Storm cleanup with mixed debris
A track loader wins. Run a grapple to sort, a bucket to carry, and a blade to level. You will switch tools three times in ten minutes and a dozer will not follow those turns.
Road approach rebuild with tight access
The dozer cuts the long grade. The loader handles trucks, backfills edges, touches up around structures, and keeps traffic moving. Together they finish faster than either could alone.
FAQ
What is the difference between a track loader and a dozer
A dozer is built to push and finish grade all day with a rigid blade and heavy steel undercarriage. A track loader is built to lift, carry, load, and grade with attachments. Both push dirt. One lives to push. The other lives to do many jobs well.
Can a track loader be used as a dozer
Yes for light to moderate grading, topsoil, base, and cleanup. No for continuous deep cut in hard ground where a dozer’s drawbar pull and blade control finish faster with less heat and wear.
Can I dig with a track loader
Yes for shallow utilities, ramps, and general excavation. Use teeth or a four in one and work in small bites. Switch to a mini excavator when depth, rock, or safety around structures becomes the priority.
Do dozer blades on track loader work
They work very well for grading pads, parking lots, and snow. They do not replace a dozer in heavy cut. Keep pushes modest and let the blade handle finish while the bucket moves bulk.
What should you not do with track loader
Do not pry rock with the bucket, side load idlers on curbs, spin on hot asphalt, run high demand heads without case drain and cooling, travel high with heavy loads, or neglect track tension and cooler cleaning.
Can you dig a trench with a track loader bucket
Yes for short shallow runs. It will be wider and slower than the right tool. For long or deep trenches, use a chain trencher on the loader or a mini excavator with a narrow bucket.
Which machine costs less to own for mixed small site work
A track loader usually costs less to transport and serves more roles with attachments.
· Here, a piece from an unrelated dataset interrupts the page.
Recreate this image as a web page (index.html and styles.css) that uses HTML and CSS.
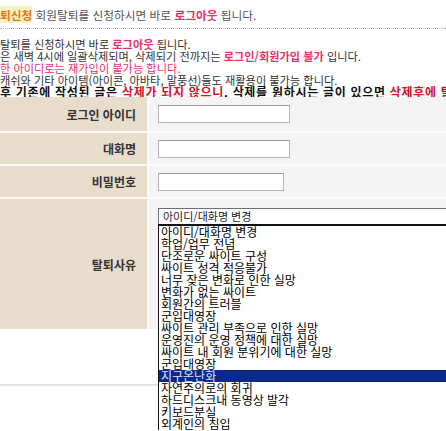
FILE: index.html
```html
<!DOCTYPE html>
<html lang="ko">

<head>
    <meta charset="UTF-8">
    <title>회원탈퇴신청</title>
    <link rel="stylesheet" href="styles.css">
</head>

<body>
    <div id="page">
        <div class="head">
            <span class="head-title">퇴신청</span>
            회원탈퇴를 신청하시면 바로 <span class="pink">로그아웃</span> 됩니다.
        </div>

        <div class="notice">
            <p>탈퇴를 신청하시면 바로 <span class="pink">로그아웃</span> 됩니다.</p>
            <p>은 새벽 4시에 일괄삭제되며, 삭제되기 전까지는 <span class="pink">로그인/회원가입 불가</span> 입니다.</p>
            <p class="pink-line">한 아이디로는 재가입이 불가능 합니다.</p>
            <p>캐쉬와 기타 아이템(아이콘, 아바타, 말풍선)들도 재활용이 불가능 합니다.</p>
            <p class="strong-line">후 기존에 작성된 글은 <span class="red">삭제가 되지 않으니</span>. 삭제를 원하시는 글이 있으면 <span class="red">삭제후에 탈퇴</span></p>
        </div>

        <div class="form">
            <div class="label">로그인 아이디</div>
            <div class="field"><input type="text" class="box"></div>

            <div class="label">대화명</div>
            <div class="field"><input type="text" class="box"></div>

            <div class="label">비밀번호</div>
            <div class="field"><input type="password" class="box short"></div>

            <div class="label">탈퇴사유</div>
            <div class="field top">
                <div class="select">아이디/대화명 변경</div>
            </div>
        </div>

        <div class="bottom-line"></div>

        <ul class="dropdown">
            <li>아이디/대화명 변경</li>
            <li>학업/업무 전념</li>
            <li>단조로운 싸이트 구성</li>
            <li>싸이트 성격 적응불가</li>
            <li>너무 잦은 변화로 인한 실망</li>
            <li>변화가 없는 싸이트</li>
            <li>회원간의 트러블</li>
            <li>군입대영장</li>
            <li>싸이트 관리 부족으로 인한 실망</li>
            <li>운영진의 운영 정책에 대한 실망</li>
            <li>싸이트 내 회원 분위기에 대한 실망</li>
            <li>군입대영장</li>
            <li class="selected">지구온난화</li>
            <li>자연주의로의 회귀</li>
            <li>하드디스크내 동영상 발각</li>
            <li>키보드분실</li>
            <li>외계인의 침입</li>
        </ul>
    </div>
</body>

</html>
```

FILE: styles.css
```css
body {
    margin: 0;
    font-family: 'Noto Sans CJK KR', 'DejaVu Sans', sans-serif;
    font-size: 11px;
    color: #444;
    background: #fff;
    overflow: hidden;
}

#page {
    position: relative;
    width: 446px;
    height: 431px;
    overflow: hidden;
}

.head {
    height: 24px;
    line-height: 22px;
    padding-top: 4px;
    border-bottom: 1px dotted #aaa;
    white-space: nowrap;
    color: #555;
    font-size: 11.7px;
}

.head-title {
    color: #e07a10;
    font-weight: bold;
    background: #fbefc4;
}

.pink {
    color: #e0336a;
    font-weight: bold;
}

.red {
    color: #d8102a;
}

.notice {
    padding-top: 9px;
    height: 59px;
    white-space: nowrap;
    font-size: 11.2px;
}

.notice p {
    margin: 0;
    height: 12px;
    line-height: 12px;
    color: #333;
}

.notice .pink-line {
    color: #e0336a;
}

.notice .strong-line {
    font-weight: bold;
    color: #111;
    font-size: 12px;
    letter-spacing: 0.7px;
}

.form {
    display: grid;
    grid-template-columns: 147px 1fr;
    grid-template-rows: 34px 31px 31px 130px;
    gap: 2px;
    background: #fdfbf7;
    width: 520px;
}

.label {
    background: #e8dccc;
    color: #333;
    font-weight: bold;
    font-size: 12px;
    display: flex;
    align-items: center;
    justify-content: flex-end;
    padding-right: 11px;
}

.field {
    background: #f4f4f4;
    display: flex;
    align-items: center;
    padding-left: 9px;
}

.field.top {
    align-items: flex-start;
    padding-top: 9px;
}

.box {
    width: 128px;
    height: 14px;
    margin: 0;
    padding: 1px;
    border: 1px solid #b4b4b4;
    border-top-color: #9c9c9c;
    background: #fff;
}

.box.short {
    width: 122px;
}

.select {
    width: 400px;
    height: 15px;
    line-height: 15px;
    border: 1px solid #6a7078;
    background: #fff;
    color: #222;
    padding-left: 4px;
    font-size: 11px;
}

.bottom-line {
    margin-top: 55px;
    height: 2px;
    background: #e2e2e2;
}

.dropdown {
    position: absolute;
    left: 158px;
    top: 224px;
    width: 320px;
    margin: 0;
    padding: 0;
    list-style: none;
    background: #fff;
    border-top: 2px solid #111;
    border-left: 1px solid #111;
}

.dropdown li {
    height: 12px;
    line-height: 12px;
    padding-left: 2px;
    font-size: 12px;
    color: #000;
    white-space: nowrap;
}

.dropdown .selected {
    background: #0a2a8a;
    color: #d8e4ff;
}
```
If your book is big dirt and long pushes, a dozer pays faster. Run the calendar before you decide.
When should I bring both machines to a job
When cut and carry live together. The dozer or excavator handles the cut. The track loader moves, loads, and finishes. The handoff saves hours and reduces rework.
Does grade control change the equation
A loader with a smart blade gets closer to dozer finish on simple pads and slopes. On complex crossfalls and long runs, a dozer with integrated control still wins.
How do I keep either machine productive on hot dusty days
Clean cores every break, watch temps, reduce cut depth a notch, and keep cycle lengths realistic. Heat is a signal. Respect it and the machine will pay you back all season.